The strength of using quantile regression analysis is that it makes no assumptions of homogeneity of variance and uses the entire data set to estimate the upper limit of a response. The measured fine-fraction OC in the UK sites lacks homogeneity of variance (Fig. 4) where the variation in the measured fine-fraction OC increases with the proportion of the fine fraction. Standard deviation of the proportion of the fine fraction in the 10th percentile is 0.4 compared to 6.9 in the 90th percentile. Of the methods explored in this study for our grassland soils, we consider the quantile regression at the 90th percentile estimate of maximum fine-fraction OC to be the most robust. This method results in the greatest number of unsaturated samples (Table 4), suggesting great potential for additional sequestration.
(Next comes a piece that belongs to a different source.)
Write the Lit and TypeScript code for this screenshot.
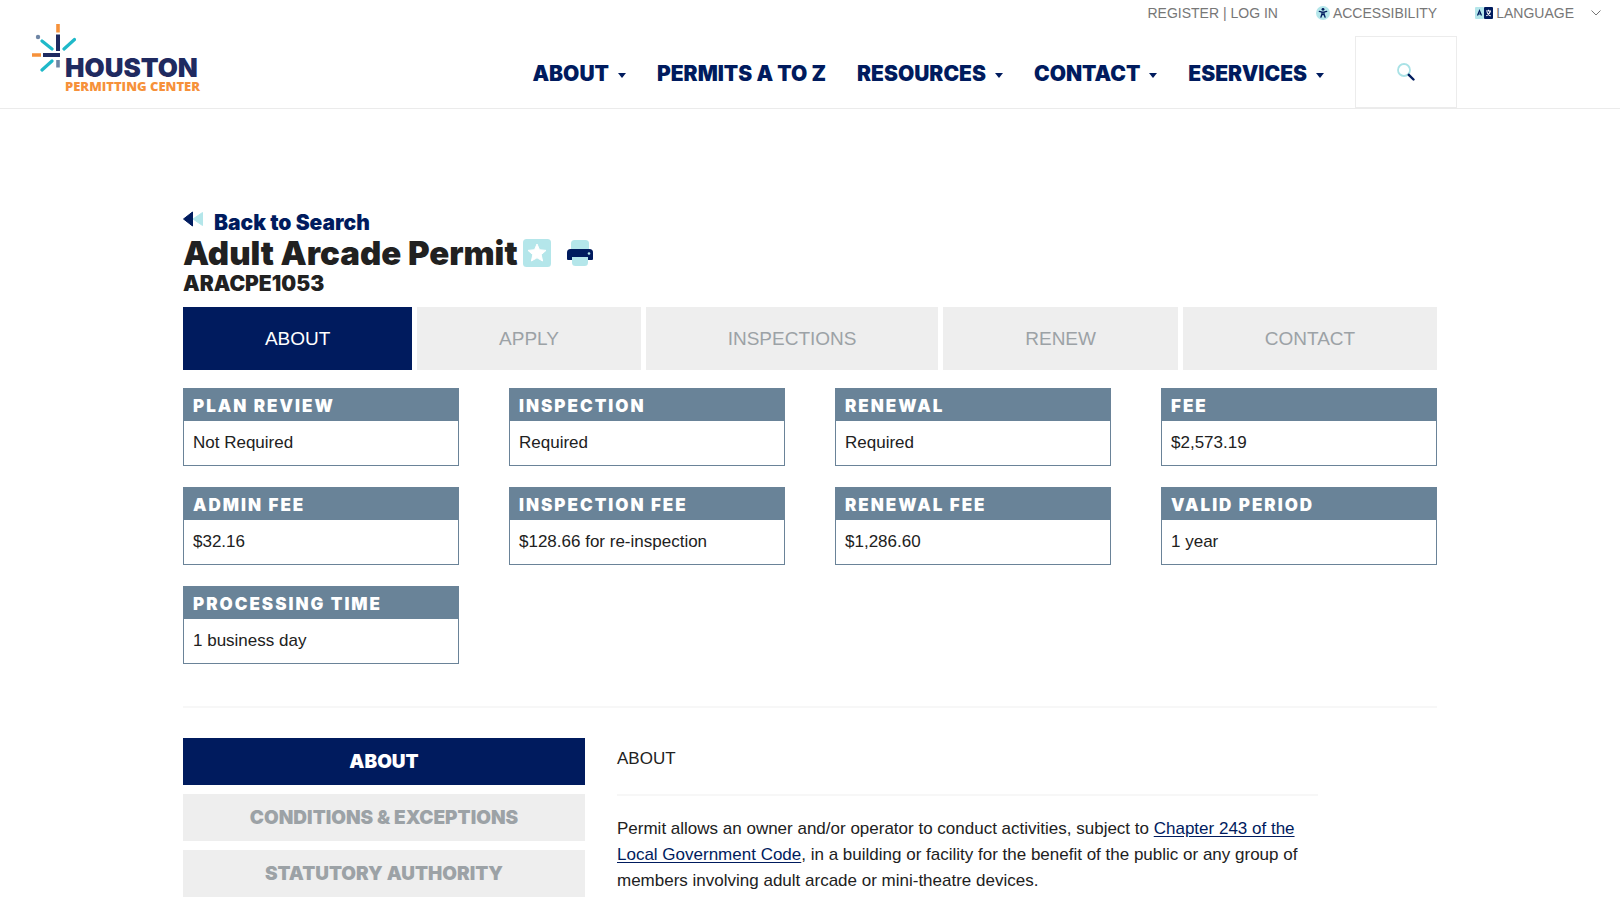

When examining the estimated OC input versus existing fine-fraction OC using estimates generated by quantile regression at the 90th percentile, a positive correlation between current fine-fraction OC and estimated C input (Kendall's tau (τ); 0.323, p<0.001) was observed for the entire data set. This was not the case at the site level (Fig. A1). In some instances, increasing fine-fraction OC (g C per kg soil) was associated with increased estimated C input until saturation, such as at Aberystwyth, Myerscough and Plumpton. Despite a higher fine-fraction OC content, these samples are furthest from saturation. In contrast the opposite was true for Crichton and Hillsborough (and Harpenden, Kirkton and Overton, although not statistically significant), implying that for these sites, samples with a higher fine-fraction OC are closer to or over saturation. It is unclear why this is the case particularly as in all sites; bar Harpenden, there is a positive regression between mass proportion of the fine fraction and fine-fraction OC (Table A3), meaning that higher fine-fraction OC is also associated with a higher mass proportion of the fine soil fraction. It is likely that the organic matter (OM) input to the soils with the higher mass proportion of the fine fraction is insufficient to bridge the gap between current and estimated maximum fine-fraction OC, as it is not possible to identify any other effect due to pedogenic or environmental conditions measured in this work. Further work investigating grasslands with similar soil types and textures and environmental conditions – but contrasting management in terms of fertiliser regimes, grazing densities, sward composition and management – may help to elucidate management factors that can be used to increase fine-fraction OC and explain the differences observed in this work.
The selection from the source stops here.